▸ **The exercise**
Look through the records that follow. Copy every line containing the word "page".

▸ **Stored items**

/---

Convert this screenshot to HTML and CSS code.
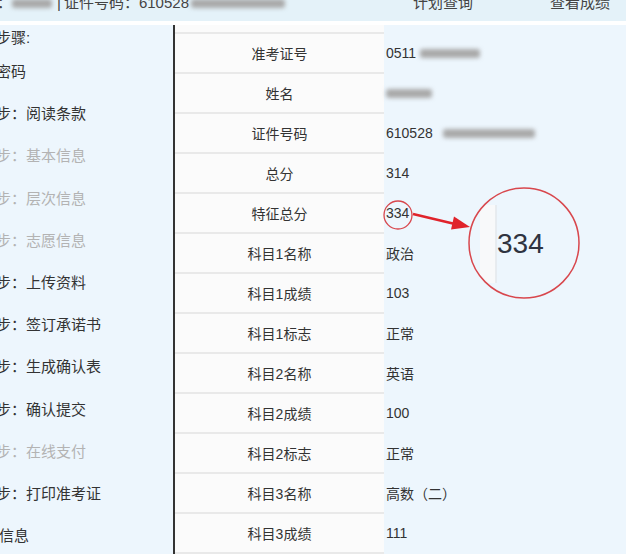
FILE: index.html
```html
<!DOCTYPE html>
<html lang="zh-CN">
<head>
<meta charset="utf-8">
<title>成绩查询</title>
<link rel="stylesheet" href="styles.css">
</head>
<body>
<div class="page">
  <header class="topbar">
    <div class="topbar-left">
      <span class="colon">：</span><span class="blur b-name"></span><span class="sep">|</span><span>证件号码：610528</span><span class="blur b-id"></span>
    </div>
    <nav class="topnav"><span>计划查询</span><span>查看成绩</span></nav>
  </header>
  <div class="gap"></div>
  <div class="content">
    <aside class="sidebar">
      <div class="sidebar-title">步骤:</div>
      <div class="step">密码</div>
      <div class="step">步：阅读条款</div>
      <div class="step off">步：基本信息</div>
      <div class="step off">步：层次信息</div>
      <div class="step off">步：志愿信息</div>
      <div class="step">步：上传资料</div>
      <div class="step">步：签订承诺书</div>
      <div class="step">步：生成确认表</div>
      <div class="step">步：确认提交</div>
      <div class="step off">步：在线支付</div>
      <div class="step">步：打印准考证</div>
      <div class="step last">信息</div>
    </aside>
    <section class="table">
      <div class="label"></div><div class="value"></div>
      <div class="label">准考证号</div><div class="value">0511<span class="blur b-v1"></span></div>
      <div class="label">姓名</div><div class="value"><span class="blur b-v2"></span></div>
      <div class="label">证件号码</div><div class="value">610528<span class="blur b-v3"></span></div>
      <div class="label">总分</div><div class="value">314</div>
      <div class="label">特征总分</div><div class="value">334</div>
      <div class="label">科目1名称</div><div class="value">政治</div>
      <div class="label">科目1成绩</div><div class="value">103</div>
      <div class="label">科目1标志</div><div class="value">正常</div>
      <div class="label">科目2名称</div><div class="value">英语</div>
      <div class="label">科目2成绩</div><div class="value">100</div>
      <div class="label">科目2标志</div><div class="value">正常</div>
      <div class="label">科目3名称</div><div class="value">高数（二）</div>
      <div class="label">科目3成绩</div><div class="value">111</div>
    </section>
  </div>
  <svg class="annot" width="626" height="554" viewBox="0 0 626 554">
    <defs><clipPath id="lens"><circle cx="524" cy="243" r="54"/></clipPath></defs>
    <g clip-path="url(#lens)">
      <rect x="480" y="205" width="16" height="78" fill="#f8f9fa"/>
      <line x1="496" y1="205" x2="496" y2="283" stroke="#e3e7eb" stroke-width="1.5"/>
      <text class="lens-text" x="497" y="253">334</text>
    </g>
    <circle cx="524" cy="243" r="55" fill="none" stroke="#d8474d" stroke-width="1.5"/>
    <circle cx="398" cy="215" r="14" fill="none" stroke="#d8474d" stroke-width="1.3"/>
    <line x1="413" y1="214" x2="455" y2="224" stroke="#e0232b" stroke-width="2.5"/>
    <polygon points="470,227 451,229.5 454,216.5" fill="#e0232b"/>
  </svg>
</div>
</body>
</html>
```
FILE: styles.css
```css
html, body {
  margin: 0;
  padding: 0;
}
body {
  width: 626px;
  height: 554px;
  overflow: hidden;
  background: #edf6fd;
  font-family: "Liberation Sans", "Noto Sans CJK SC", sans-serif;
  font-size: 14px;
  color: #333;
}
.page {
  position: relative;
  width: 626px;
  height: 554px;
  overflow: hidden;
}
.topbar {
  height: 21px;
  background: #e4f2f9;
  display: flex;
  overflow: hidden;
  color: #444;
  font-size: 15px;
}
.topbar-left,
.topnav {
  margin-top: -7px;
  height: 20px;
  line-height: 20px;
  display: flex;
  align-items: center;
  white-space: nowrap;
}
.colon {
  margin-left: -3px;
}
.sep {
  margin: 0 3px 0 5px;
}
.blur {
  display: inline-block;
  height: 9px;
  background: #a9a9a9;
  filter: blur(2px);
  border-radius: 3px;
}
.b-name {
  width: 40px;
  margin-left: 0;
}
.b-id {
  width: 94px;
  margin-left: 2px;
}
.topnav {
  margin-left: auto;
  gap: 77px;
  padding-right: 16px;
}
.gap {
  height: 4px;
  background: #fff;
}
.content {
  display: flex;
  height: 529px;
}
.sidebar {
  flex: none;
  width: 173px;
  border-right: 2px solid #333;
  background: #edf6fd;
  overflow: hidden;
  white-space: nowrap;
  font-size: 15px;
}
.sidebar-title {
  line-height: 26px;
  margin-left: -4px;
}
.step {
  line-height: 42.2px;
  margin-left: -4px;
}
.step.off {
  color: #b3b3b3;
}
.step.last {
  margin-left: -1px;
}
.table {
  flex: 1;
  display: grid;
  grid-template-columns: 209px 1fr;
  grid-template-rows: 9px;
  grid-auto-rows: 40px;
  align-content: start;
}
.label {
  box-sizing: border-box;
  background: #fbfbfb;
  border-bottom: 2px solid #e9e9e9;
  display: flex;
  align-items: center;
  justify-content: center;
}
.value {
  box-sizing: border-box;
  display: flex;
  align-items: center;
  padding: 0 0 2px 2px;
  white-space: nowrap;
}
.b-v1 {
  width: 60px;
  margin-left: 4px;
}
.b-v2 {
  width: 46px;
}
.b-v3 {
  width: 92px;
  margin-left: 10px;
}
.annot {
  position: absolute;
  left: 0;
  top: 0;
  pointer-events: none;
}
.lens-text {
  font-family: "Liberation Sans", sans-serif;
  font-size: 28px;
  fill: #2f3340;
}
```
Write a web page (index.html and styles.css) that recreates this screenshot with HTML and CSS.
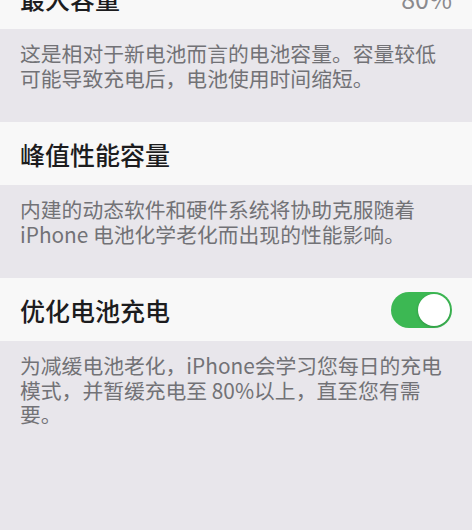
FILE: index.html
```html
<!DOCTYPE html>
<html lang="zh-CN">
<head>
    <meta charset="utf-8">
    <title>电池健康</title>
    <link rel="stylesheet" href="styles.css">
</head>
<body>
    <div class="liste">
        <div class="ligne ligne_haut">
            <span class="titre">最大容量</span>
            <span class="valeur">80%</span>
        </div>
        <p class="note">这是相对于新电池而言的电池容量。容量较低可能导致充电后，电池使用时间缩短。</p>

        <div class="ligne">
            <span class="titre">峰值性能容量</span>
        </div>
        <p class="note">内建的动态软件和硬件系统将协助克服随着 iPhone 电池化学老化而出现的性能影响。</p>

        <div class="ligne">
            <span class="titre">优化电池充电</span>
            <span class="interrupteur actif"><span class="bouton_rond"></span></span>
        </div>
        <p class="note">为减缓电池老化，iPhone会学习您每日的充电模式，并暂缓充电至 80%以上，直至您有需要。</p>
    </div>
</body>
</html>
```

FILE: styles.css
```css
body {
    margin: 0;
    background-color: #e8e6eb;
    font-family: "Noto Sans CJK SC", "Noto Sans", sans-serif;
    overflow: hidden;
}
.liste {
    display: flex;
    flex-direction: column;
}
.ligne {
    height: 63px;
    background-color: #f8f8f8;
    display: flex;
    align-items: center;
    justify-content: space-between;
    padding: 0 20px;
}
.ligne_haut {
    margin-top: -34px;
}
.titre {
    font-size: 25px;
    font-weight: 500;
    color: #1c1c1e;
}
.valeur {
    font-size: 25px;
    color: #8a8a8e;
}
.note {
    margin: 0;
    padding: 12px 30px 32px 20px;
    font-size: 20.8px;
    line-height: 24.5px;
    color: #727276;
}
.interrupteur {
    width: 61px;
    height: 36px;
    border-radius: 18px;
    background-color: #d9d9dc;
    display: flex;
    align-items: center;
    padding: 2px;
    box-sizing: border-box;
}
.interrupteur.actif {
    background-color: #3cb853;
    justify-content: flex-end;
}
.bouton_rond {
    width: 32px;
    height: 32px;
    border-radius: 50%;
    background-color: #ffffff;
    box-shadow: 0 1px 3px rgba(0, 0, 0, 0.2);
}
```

\---

▸ **Output of the task**
<div class="page">
.page {
Write a web page (index.html and styles.css) that recreates this screenshot with HTML and CSS.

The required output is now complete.